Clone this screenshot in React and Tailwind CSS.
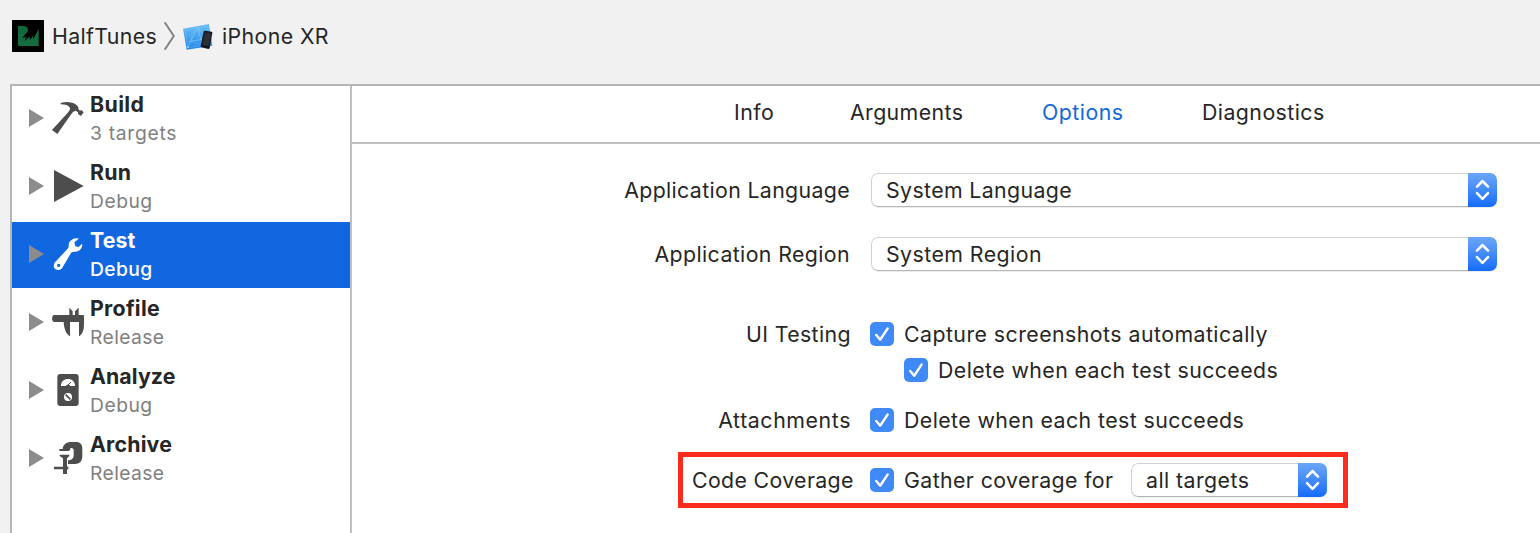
import React from "react";

function AppIcon() {
  return (
    <svg className="h-8 w-8 shrink-0" viewBox="36 30 96 96">
      <defs>
        <linearGradient id="leaf" x1="0" y1="0" x2="0" y2="1">
          <stop offset="0" stopColor="#0c6a3a" />
          <stop offset="1" stopColor="#156c40" />
        </linearGradient>
      </defs>
      <rect x="36" y="30" width="96" height="96" fill="#000" />
      <path d="M54 108V48H68C78 48 84 53 84 60C84 66 81 68 76 72L67 84L79 80L73 94L88 80L91 89L98 78L100 87L116 57V108Z" fill="url(#leaf)" />
    </svg>
  );
}

function DeviceIcon() {
  return (
    <svg className="h-[30px] w-8 shrink-0" viewBox="546 36 96 90">
      <defs>
        <linearGradient id="sky" x1="0" y1="0" x2="0" y2="1">
          <stop offset="0" stopColor="#6cc0f5" />
          <stop offset="1" stopColor="#2385e8" />
        </linearGradient>
      </defs>
      <path d="M549 56L627 42L637 107L560 119Z" fill="url(#sky)" />
      <g fill="none" stroke="#8accf9" strokeWidth="1.8">
        <path d="M555 61L622 49L631 102L564 113Z" strokeWidth="1" />
        <path d="M566 107L590 55L596 53L601 66M594 61L607 101M566 95L606 88" />
        <circle cx="593" cy="82" r="20" strokeWidth="1" />
      </g>
      <circle cx="564" cy="111" r="2.5" fill="#e8f6ff" />
      <path d="M615 62L635 65Q638 66 637 69L629 114Q628 117 625 117L604 112Q601 111 602 108L611 65Q612 62 615 62Z" fill="#15171a" />
      <path d="M616 67L633 70L626 108L607 104Z" fill="#2d3136" />
    </svg>
  );
}

function Hammer() {
  return (
    <path
      transform="translate(-153 -63)"
      d="M182 69C194 65 207 65 216 68C226 71 233 76 235 82L235 87L240 92L244 90L251 97L243 108L234 102L234 97L227 92C222 93 218 96 214 102L172 162L156 150L202 100C207 94 211 88 210 84C206 76 196 73 182 73Z"
    />
  );
}

function Play() {
  return <path transform="translate(-153 -267)" d="M162 270L251 318L162 366Z" />;
}

function Wrench() {
  return (
    <g transform="translate(-153 -63)">
      <path
        fillRule="evenodd"
        d="M165 139L203 98C207 94 206 90 206 86C207 74 220 64 235 67L235 69L223 79L226 91L236 93L245 84L247 85C247 98 238 107 226 107C220 107 216 107 213 111L187 155C183 162 173 164 166 159C160 154 160 145 165 139ZM176 143A5 5 0 1 0 176 153A5 5 0 1 0 176 143Z"
      />
    </g>
  );
}

function Caliper() {
  return (
    <path
      transform="translate(-153 -267)"
      d="M163 297H208V275L218 286V297H225V286L236 275V297H249Q252 297 252 301V324C252 342 248 354 237 361V318H210V361C198 353 192 338 191 318H163C154 318 154 297 163 297Z"
    />
  );
}

function Meter() {
  return (
    <g transform="translate(-153 -69)">
      <rect x="172" y="72" width="64" height="96" rx="9" />
      <path d="M183 108C183 94 192 87 204 87C216 87 225 94 225 108H211C209 103 199 103 197 108Z" fill="#fff" />
      <path d="M203 106L213 96" stroke="#4d4d4d" strokeWidth="3" />
      <circle cx="204" cy="141" r="12" fill="#fff" />
      <path d="M197 134L211 148" stroke="#4d4d4d" strokeWidth="5" />
    </g>
  );
}

function Clamp() {
  return (
    <g transform="translate(-153 -273)">
      <path d="M188 294C192 281 201 276 215 276H228C241 276 247 283 247 296V318C247 333 239 342 225 342H204V331C216 330 221 325 221 315V301C221 295 217 293 211 294V299L206 303H178V297H188Z" />
      <path d="M179 314H208V318L201 325V372H189V358H162V350H189V325L179 318Z" />
      <path d="M200 350H205V358H200Z" />
    </g>
  );
}

const actions = [
  { name: "Build", detail: "3 targets", Icon: Hammer, title: "tracking-[0.4px]", sub: "tracking-[0.7px]" },
  { name: "Run", detail: "Debug", Icon: Play, title: "tracking-[0.3px]", sub: "tracking-[0.5px]" },
  { name: "Test", detail: "Debug", Icon: Wrench, selected: true, title: "tracking-[0.1px]", sub: "tracking-[0.4px]" },
  { name: "Profile", detail: "Release", Icon: Caliper, title: "tracking-[0.3px]", sub: "tracking-[0.4px]" },
  { name: "Analyze", detail: "Debug", Icon: Meter, title: "tracking-[0.1px]", sub: "tracking-[0.5px]" },
  { name: "Archive", detail: "Release", Icon: Clamp, title: "tracking-[0.2px]", sub: "tracking-[0.4px]" },
];

function ActionRow({ name, detail, Icon, selected, title, sub }) {
  return (
    <li className={`flex h-[66px] pl-[17px] ${selected ? "bg-[#1167df] text-white" : "text-[#262626]"}`}>
      <svg className="mt-[23px] h-[18px] w-[15px] shrink-0" viewBox="0 0 15 18">
        <path d="M0 0L15 9L0 18Z" fill="#8c8c8c" />
      </svg>
      <svg className={`mt-[15px] ml-[7px] h-[34px] w-[34px] shrink-0 ${selected ? "fill-white" : "fill-[#4d4d4d]"}`} viewBox="0 0 102 102">
        <Icon />
      </svg>
      <div className="ml-[5px] pt-1">
        <div className={`h-7 text-[21.3px] leading-7 font-bold ${title}`}>{name}</div>
        <div className={`h-[30px] text-[19.3px] leading-[30px] ${sub} ${selected ? "font-medium text-white" : "text-[#808080]"}`}>{detail}</div>
      </div>
    </li>
  );
}

function Checkbox() {
  return (
    <span className="h-6 w-6 shrink-0 rounded-[5px] bg-[#3f89f9]">
      <svg className="h-6 w-6" viewBox="0 0 24 24" fill="none" strokeLinecap="round" strokeLinejoin="round">
        <path d="M6.5 14.2L10.2 18.8L17.8 7.6" stroke="#2466cf" strokeOpacity=".45" strokeWidth="2.4" />
        <path d="M6.2 13L10.2 17.8L17.6 6.6" stroke="#fff" strokeWidth="2.5" />
      </svg>
    </span>
  );
}

function Select({ children, width, tracking }) {
  return (
    <div className={`flex h-[34px] shrink-0 overflow-hidden rounded-[7px] shadow-[0_1px_1px_rgba(0,0,0,0.08)] ${width}`}>
      <div className={`flex-1 rounded-l-[7px] border border-r-0 border-[#d0d0d0] border-b-[#b5b5b5] bg-white pl-[14px] leading-[33px] ${tracking}`}>{children}</div>
      <div className="w-[29px] bg-linear-to-b from-[#6ba6f8] to-[#116bfb]">
        <svg className="h-[34px] w-[29px]" viewBox="0 0 29 34" fill="none" stroke="#fff" strokeWidth="2.5" strokeLinecap="round" strokeLinejoin="round">
          <path d="M9 13.6L14.5 8L20 13.6M9 20.2L14.5 25.8L20 20.2" />
        </svg>
      </div>
    </div>
  );
}

function Label({ children, className = "" }) {
  return <div className={`w-[499px] shrink-0 text-right ${className}`}>{children}</div>;
}

export default function App() {
  return (
    <div className="flex h-[533px] w-[1540px] flex-col overflow-hidden bg-[#f1f1f1] font-[Inter,sans-serif] text-[21.3px] whitespace-nowrap text-[#262626]">
      <header className="flex h-[84px] items-start pt-5 pl-3">
        <AppIcon />
        <span className="ml-2 w-[112px] leading-8 tracking-[0.35px]">HalfTunes</span>
        <svg className="mt-[2px] h-7 w-[11px] shrink-0" viewBox="0 0 11 28" fill="none" stroke="#808080" strokeWidth="1.9">
          <path d="M0.7 0.3L9.8 14L0.7 27.7" />
        </svg>
        <span className="mt-[2px] ml-[7px]"><DeviceIcon /></span>
        <span className="ml-2 leading-8 tracking-[0.4px]">iPhone XR</span>
      </header>

      <div className="ml-[10px] flex flex-1 border-t-2 border-l-2 border-[#b5b5b5]">
        <ul className="flex w-[338px] shrink-0 flex-col gap-[2px] bg-white">
          {actions.map((a) => (
            <ActionRow key={a.name} {...a} />
          ))}
        </ul>

        <main className="flex flex-1 flex-col border-l-2 border-[#bfbfbf] bg-white tracking-[0.4px]">
          <nav className="flex h-[58px] shrink-0 border-b-2 border-[#bfbfbf] pl-[382px] leading-[53px]">
            <span className="w-[116px] tracking-[0.45px]">Info</span>
            <span className="w-[192px] tracking-[0.4px]">Arguments</span>
            <span className="w-[160px] tracking-[0.5px] text-[#1268d8]">Options</span>
            <span className="tracking-[0.45px]">Diagnostics</span>
          </nav>

          <section className="flex flex-col pt-[29px]">
            <div className="flex h-[34px]">
              <Label className="-ml-px leading-[35px] tracking-[0.36px]">Application Language</Label>
              <div className="ml-[21px]"><Select width="w-[626px]" tracking="tracking-[0.38px]">System Language</Select></div>
            </div>
            <div className="mt-[30px] flex h-[34px]">
              <Label className="-ml-px leading-[35px]">Application Region</Label>
              <div className="ml-[21px]"><Select width="w-[626px]" tracking="tracking-[0.45px]">System Region</Select></div>
            </div>

            <div className="mt-[51px] flex h-6 leading-6">
              <Label>UI Testing</Label>
              <div className="ml-[19px] flex gap-[10px]">
                <Checkbox />
                <span className="tracking-[0.46px]">Capture screenshots automatically</span>
              </div>
            </div>
            <div className="mt-3 ml-[552px] flex h-6 gap-[10px] leading-6">
              <Checkbox />
              <span className="tracking-[0.42px]">Delete when each test succeeds</span>
            </div>
            <div className="mt-[26px] flex h-6 leading-6">
              <Label className="tracking-[0.6px]">Attachments</Label>
              <div className="ml-[19px] flex gap-[10px]">
                <Checkbox />
                <span className="tracking-[0.42px]">Delete when each test succeeds</span>
              </div>
            </div>

            <div className="mt-5 ml-[326px] flex h-[56px] w-[670px] items-center border-[5px] border-[#fb2c1d] pl-[9px] leading-6">
              <span className="w-[178px] tracking-[0.36px]">Code Coverage</span>
              <Checkbox />
              <span className="mr-[17px] ml-[10px] w-[210px]">Gather coverage for</span>
              <Select width="w-[196px]" tracking="tracking-[0.45px]">all targets</Select>
            </div>
          </section>
        </main>
      </div>
    </div>
  );
}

----------------------------------------

## Task:
Repeat the lines of the listing above verbatim, beginning at its first line and ending at the line containing "import React from", which is included. Omit pictures.

## Final result:
Clone this screenshot in React and Tailwind CSS.
import React from "react";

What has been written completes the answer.